Give again only the lines running from the one with "Write the React, TypeScript" through the one with "string; value: string", inclusive. Omit every picture.

■ **Dataset entries**
———
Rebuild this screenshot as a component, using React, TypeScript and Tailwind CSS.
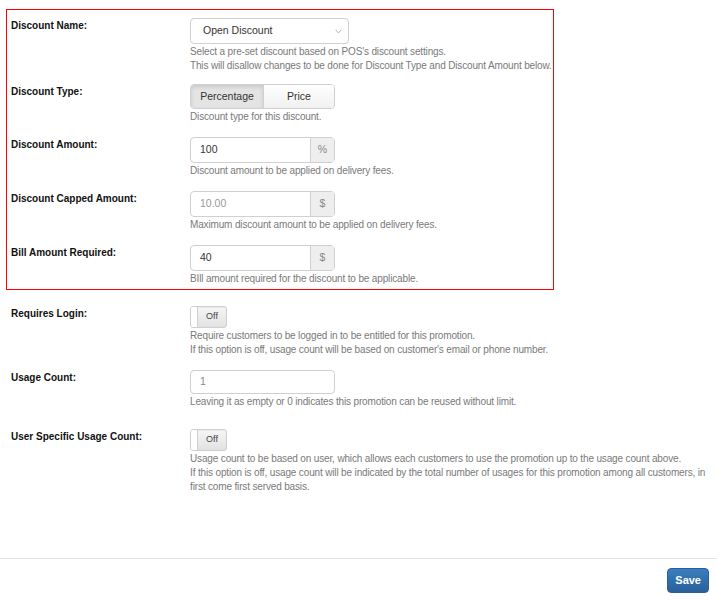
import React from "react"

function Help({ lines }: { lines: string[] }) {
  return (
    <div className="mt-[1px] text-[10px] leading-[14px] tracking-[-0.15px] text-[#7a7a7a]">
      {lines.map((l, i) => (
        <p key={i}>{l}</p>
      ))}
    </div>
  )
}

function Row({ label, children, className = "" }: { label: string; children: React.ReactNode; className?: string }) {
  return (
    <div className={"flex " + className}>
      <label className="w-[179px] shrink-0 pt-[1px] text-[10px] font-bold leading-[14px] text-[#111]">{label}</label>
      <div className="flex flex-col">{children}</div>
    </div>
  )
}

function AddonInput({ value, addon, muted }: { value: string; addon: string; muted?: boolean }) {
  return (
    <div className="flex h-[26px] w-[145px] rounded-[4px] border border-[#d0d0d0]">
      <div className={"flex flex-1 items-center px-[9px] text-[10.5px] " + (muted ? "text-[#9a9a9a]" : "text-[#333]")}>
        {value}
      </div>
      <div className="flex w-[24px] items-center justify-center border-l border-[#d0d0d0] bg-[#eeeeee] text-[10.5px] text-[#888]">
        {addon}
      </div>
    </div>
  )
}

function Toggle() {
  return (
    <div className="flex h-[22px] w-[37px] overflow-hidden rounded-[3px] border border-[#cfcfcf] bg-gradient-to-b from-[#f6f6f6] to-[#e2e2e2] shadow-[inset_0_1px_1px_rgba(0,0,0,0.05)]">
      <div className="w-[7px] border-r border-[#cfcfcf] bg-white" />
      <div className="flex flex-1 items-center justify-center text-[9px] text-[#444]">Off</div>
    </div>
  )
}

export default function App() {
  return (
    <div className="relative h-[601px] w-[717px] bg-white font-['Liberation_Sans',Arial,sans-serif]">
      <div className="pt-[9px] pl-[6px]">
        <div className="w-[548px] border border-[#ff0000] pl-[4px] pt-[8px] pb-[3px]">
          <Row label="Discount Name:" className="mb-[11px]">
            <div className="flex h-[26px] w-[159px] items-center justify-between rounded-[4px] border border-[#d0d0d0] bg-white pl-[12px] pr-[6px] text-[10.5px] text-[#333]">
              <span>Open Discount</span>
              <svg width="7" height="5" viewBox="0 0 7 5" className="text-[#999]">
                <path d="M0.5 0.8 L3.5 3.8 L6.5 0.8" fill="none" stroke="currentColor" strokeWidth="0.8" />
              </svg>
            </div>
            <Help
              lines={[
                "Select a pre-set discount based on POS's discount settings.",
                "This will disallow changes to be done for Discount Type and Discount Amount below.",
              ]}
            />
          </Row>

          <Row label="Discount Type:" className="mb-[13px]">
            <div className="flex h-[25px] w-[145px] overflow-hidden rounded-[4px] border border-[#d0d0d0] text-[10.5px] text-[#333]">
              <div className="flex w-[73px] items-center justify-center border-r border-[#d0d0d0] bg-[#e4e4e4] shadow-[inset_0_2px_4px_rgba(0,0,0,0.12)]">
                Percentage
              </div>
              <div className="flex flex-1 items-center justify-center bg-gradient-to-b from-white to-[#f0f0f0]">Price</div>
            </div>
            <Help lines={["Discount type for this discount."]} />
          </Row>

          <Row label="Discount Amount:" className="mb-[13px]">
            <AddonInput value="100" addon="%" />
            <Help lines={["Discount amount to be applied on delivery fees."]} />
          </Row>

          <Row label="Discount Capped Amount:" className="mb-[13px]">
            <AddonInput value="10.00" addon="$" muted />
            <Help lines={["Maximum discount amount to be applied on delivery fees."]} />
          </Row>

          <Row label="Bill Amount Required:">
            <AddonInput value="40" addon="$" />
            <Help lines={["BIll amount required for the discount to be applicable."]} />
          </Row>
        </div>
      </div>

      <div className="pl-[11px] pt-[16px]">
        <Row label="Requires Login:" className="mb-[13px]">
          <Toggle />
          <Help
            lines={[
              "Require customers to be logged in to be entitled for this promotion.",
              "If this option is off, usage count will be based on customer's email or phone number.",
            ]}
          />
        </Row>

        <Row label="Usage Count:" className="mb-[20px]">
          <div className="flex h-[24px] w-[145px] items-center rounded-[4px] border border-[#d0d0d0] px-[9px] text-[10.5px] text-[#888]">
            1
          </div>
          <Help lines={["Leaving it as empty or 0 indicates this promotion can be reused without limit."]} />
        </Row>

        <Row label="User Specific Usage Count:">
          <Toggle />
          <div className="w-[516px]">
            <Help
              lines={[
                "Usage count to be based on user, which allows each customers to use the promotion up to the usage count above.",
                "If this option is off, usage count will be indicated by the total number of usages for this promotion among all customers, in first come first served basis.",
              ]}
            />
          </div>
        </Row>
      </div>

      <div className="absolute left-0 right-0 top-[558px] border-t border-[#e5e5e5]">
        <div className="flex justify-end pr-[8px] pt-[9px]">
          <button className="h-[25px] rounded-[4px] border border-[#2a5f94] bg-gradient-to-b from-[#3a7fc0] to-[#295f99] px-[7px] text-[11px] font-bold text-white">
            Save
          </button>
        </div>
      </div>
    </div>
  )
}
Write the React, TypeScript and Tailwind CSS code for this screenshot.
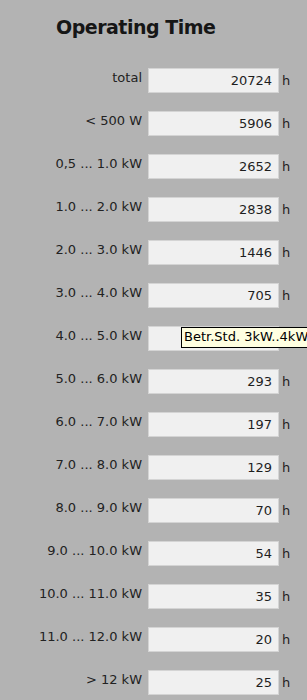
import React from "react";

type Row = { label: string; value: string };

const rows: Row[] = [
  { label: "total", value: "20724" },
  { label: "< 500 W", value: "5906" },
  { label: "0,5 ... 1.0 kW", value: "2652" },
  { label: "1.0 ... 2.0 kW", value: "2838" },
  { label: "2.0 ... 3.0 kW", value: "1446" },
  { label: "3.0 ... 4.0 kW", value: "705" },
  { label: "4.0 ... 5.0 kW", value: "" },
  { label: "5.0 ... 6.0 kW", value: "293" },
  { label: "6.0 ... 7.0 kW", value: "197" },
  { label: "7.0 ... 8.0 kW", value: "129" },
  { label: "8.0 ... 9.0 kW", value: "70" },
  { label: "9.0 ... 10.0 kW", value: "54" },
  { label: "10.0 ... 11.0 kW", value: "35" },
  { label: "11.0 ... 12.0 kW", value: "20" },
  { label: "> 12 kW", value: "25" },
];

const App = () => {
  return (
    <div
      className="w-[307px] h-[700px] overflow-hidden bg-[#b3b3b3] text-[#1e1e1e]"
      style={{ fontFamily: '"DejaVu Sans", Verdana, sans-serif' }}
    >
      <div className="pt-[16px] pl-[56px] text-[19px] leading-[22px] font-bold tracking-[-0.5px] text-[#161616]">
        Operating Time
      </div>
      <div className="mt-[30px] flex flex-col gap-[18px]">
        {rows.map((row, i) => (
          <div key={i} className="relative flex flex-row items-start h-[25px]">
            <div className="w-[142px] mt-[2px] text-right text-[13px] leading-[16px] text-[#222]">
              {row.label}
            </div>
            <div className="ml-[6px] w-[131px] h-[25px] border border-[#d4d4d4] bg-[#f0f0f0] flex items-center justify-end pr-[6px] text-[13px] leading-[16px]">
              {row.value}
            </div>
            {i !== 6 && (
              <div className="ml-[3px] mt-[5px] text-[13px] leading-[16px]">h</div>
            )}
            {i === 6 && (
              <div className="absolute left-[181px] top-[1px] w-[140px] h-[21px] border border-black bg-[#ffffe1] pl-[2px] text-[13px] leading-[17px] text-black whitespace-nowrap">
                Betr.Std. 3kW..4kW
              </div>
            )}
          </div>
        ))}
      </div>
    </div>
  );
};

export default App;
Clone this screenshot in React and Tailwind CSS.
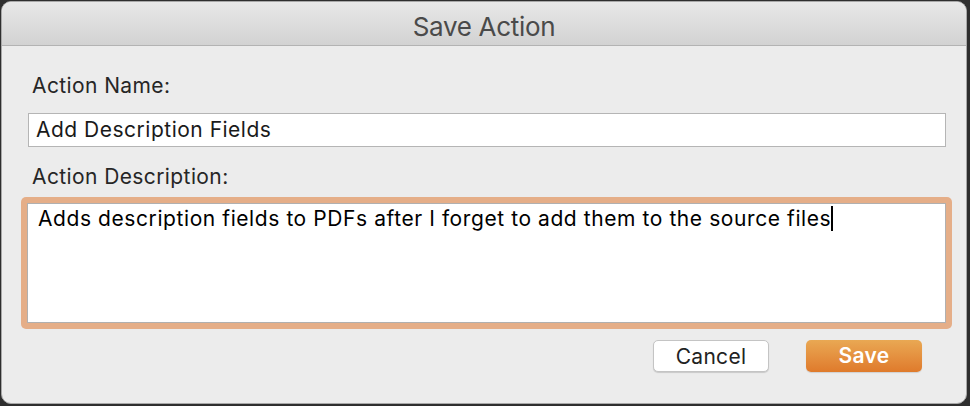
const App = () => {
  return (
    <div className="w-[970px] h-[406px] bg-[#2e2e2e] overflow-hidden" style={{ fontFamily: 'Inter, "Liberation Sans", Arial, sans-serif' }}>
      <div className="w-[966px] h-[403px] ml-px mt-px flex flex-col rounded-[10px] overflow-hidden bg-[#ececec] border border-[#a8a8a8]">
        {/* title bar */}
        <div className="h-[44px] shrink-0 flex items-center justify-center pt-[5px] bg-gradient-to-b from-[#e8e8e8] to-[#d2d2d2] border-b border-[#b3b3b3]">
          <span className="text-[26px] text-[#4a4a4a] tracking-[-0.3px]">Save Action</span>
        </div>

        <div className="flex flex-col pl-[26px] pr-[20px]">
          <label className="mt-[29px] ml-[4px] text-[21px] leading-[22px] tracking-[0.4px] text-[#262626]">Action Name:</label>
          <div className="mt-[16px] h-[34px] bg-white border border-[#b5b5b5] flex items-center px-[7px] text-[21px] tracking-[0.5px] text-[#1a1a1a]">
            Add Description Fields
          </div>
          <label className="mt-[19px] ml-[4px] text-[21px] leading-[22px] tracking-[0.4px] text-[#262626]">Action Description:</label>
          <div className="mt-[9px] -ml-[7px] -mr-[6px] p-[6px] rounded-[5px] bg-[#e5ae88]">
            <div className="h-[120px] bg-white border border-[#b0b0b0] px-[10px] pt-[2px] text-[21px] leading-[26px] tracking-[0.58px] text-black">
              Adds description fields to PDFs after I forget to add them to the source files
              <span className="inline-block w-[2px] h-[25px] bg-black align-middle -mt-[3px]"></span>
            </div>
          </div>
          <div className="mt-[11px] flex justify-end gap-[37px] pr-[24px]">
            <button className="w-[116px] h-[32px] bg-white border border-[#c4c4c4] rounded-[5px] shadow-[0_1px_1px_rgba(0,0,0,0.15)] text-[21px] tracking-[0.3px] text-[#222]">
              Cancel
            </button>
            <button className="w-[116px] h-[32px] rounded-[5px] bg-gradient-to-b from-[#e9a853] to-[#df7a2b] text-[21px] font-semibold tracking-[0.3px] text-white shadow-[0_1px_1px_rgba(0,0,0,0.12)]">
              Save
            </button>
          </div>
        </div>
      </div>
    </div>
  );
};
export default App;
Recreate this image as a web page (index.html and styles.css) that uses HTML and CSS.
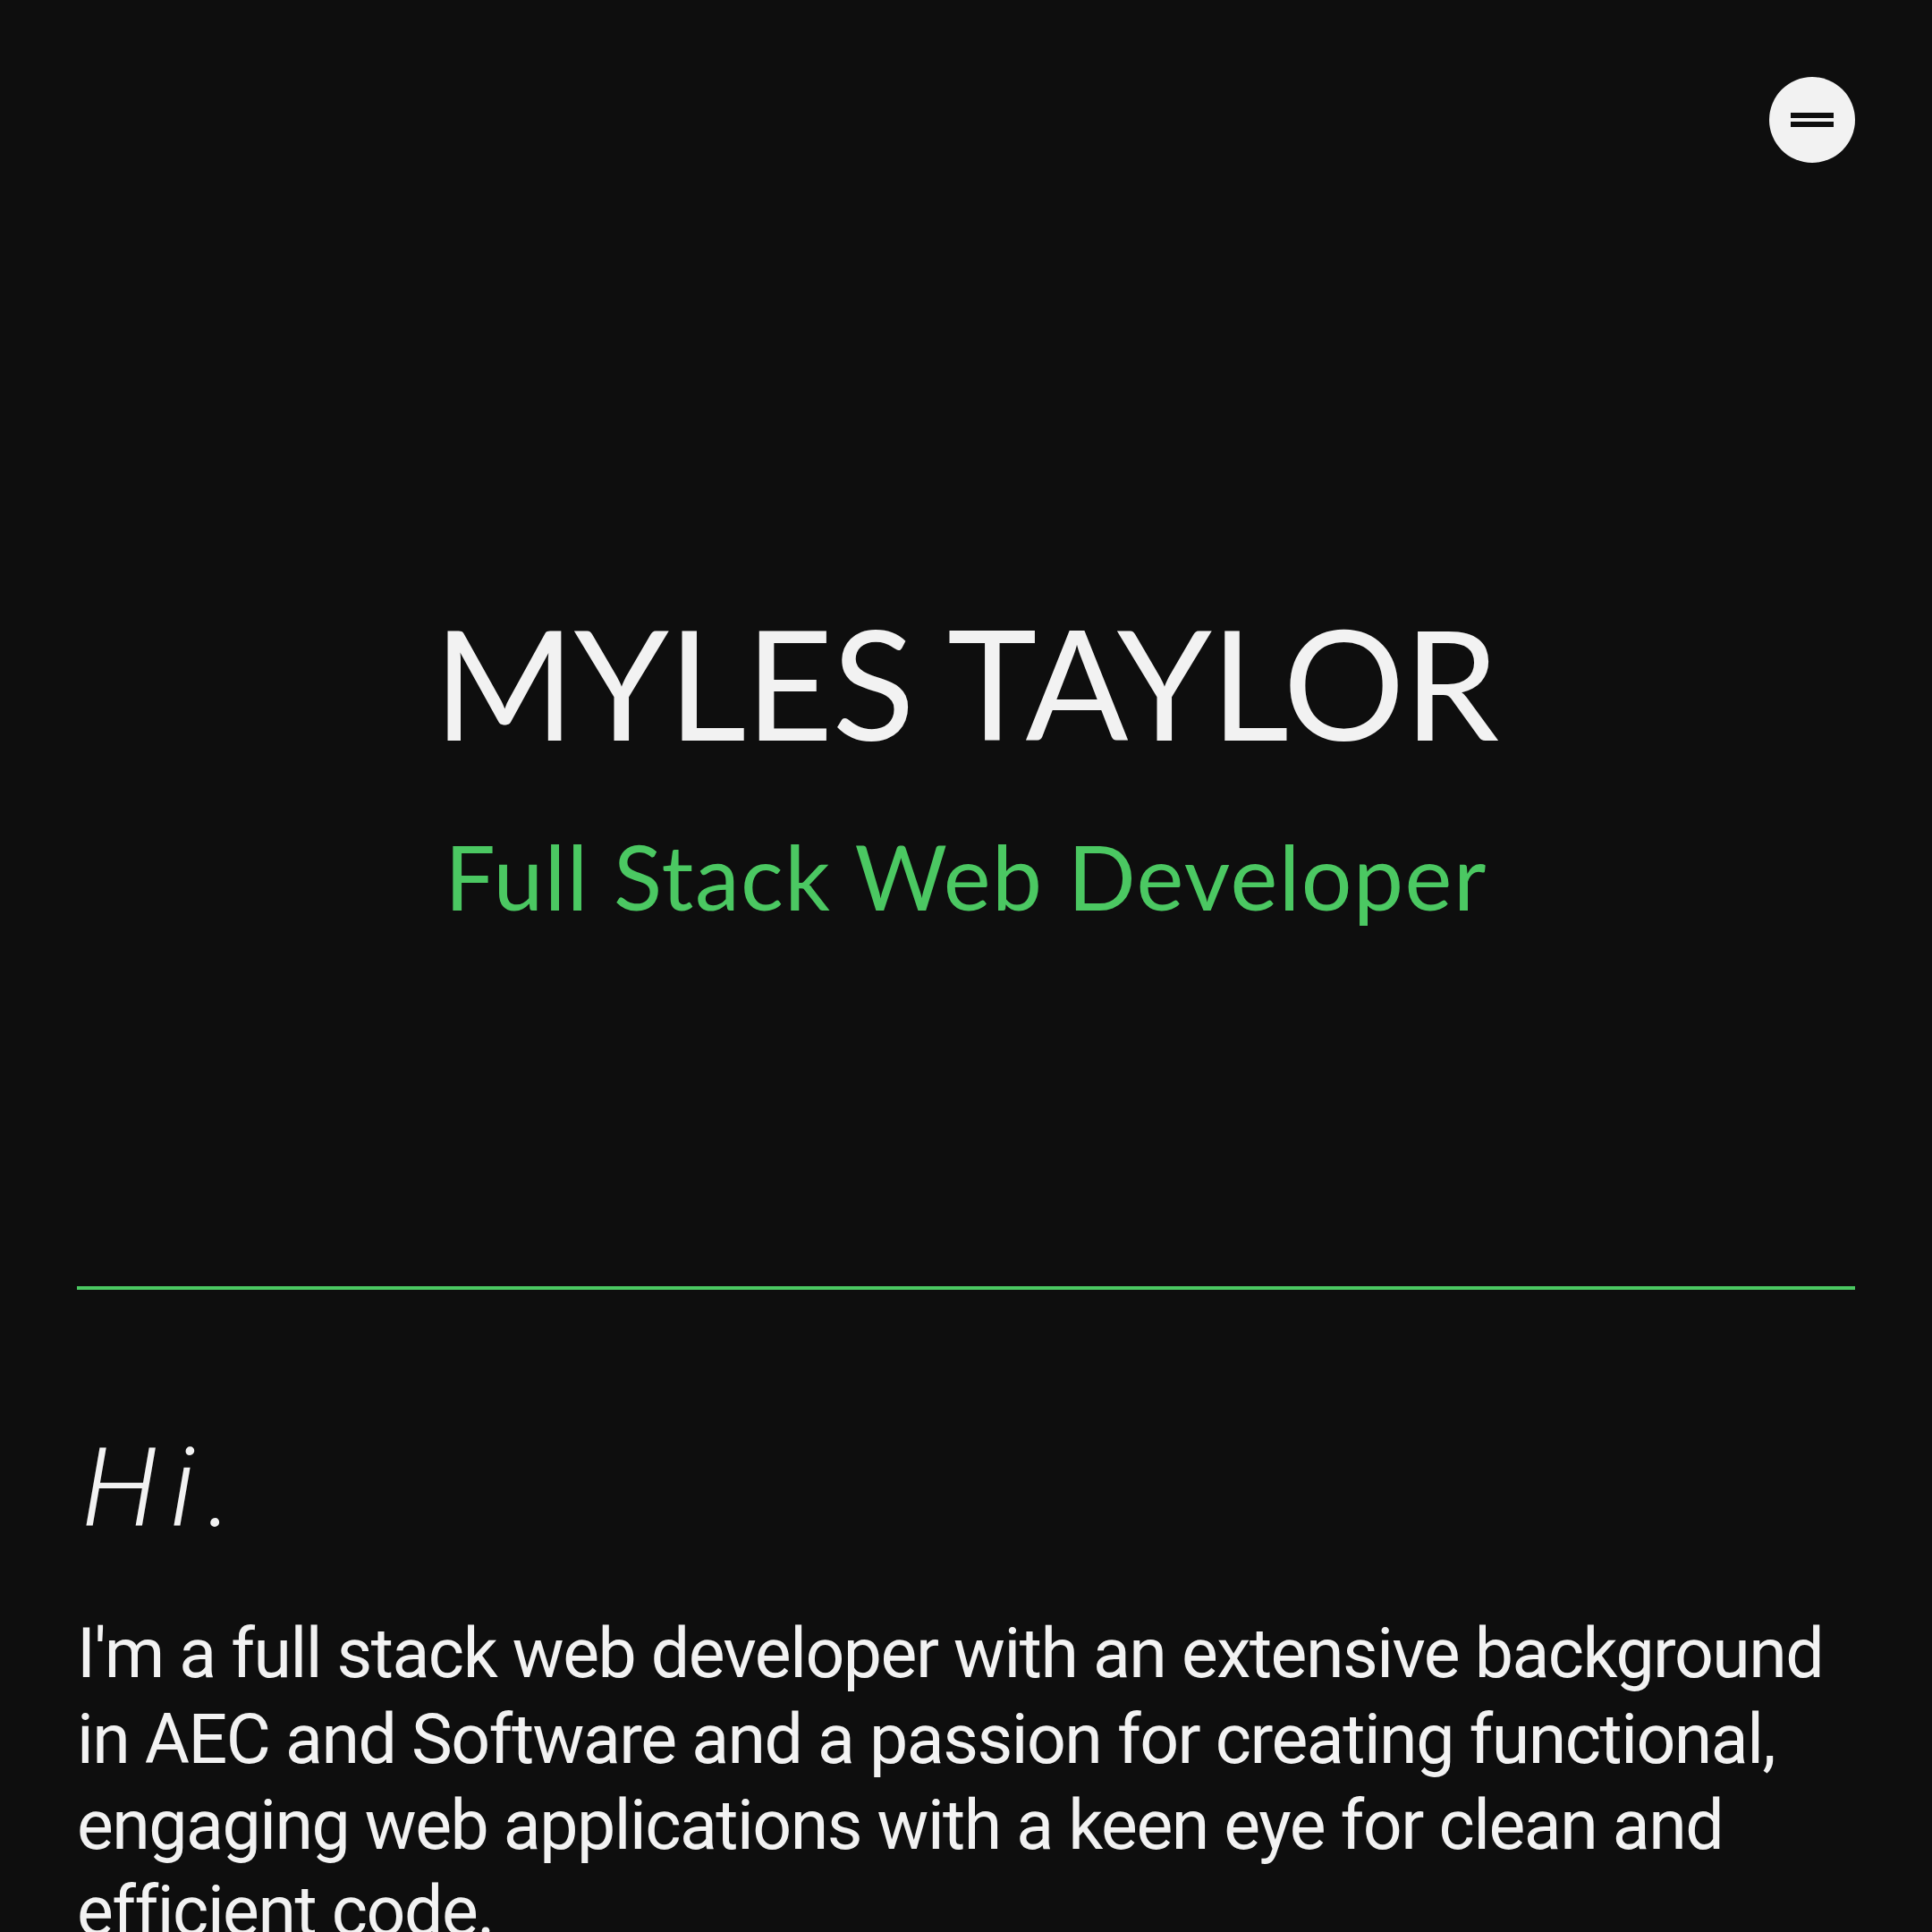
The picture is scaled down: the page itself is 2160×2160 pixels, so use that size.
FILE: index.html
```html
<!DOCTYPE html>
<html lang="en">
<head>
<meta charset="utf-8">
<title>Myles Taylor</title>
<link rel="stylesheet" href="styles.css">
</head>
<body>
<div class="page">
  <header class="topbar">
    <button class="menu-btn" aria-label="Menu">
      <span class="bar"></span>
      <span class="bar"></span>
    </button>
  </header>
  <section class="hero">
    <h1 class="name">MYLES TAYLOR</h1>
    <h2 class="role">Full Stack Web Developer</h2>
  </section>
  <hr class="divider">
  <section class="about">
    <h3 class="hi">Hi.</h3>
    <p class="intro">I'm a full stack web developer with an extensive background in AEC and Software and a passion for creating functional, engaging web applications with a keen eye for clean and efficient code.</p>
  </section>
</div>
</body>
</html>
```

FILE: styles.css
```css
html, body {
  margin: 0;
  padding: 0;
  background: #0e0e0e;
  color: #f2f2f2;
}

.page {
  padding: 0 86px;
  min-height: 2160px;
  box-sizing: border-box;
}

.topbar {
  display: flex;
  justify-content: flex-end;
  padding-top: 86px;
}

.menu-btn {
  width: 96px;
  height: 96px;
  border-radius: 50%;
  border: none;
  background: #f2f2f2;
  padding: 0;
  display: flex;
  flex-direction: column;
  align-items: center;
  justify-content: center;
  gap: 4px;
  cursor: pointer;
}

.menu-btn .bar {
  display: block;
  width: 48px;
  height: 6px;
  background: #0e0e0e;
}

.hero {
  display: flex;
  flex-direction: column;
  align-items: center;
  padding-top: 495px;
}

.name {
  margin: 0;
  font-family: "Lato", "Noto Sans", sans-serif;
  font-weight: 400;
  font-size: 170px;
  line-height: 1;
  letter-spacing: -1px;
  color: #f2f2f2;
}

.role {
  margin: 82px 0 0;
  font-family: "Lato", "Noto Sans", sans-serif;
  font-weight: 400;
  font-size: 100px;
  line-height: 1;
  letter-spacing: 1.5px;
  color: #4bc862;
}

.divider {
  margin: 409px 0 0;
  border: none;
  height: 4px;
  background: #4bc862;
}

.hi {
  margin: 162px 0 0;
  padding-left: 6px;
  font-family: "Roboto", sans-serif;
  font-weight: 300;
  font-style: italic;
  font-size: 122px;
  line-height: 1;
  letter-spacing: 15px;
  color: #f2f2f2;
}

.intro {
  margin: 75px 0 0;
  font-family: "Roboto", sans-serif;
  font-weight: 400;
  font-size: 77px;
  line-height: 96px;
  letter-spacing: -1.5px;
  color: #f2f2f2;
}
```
———
■ **RESULT**
Write the React, TypeScript and Tailwind CSS code for this screenshot.
import React from "react";

type Row = { label: string; value: string };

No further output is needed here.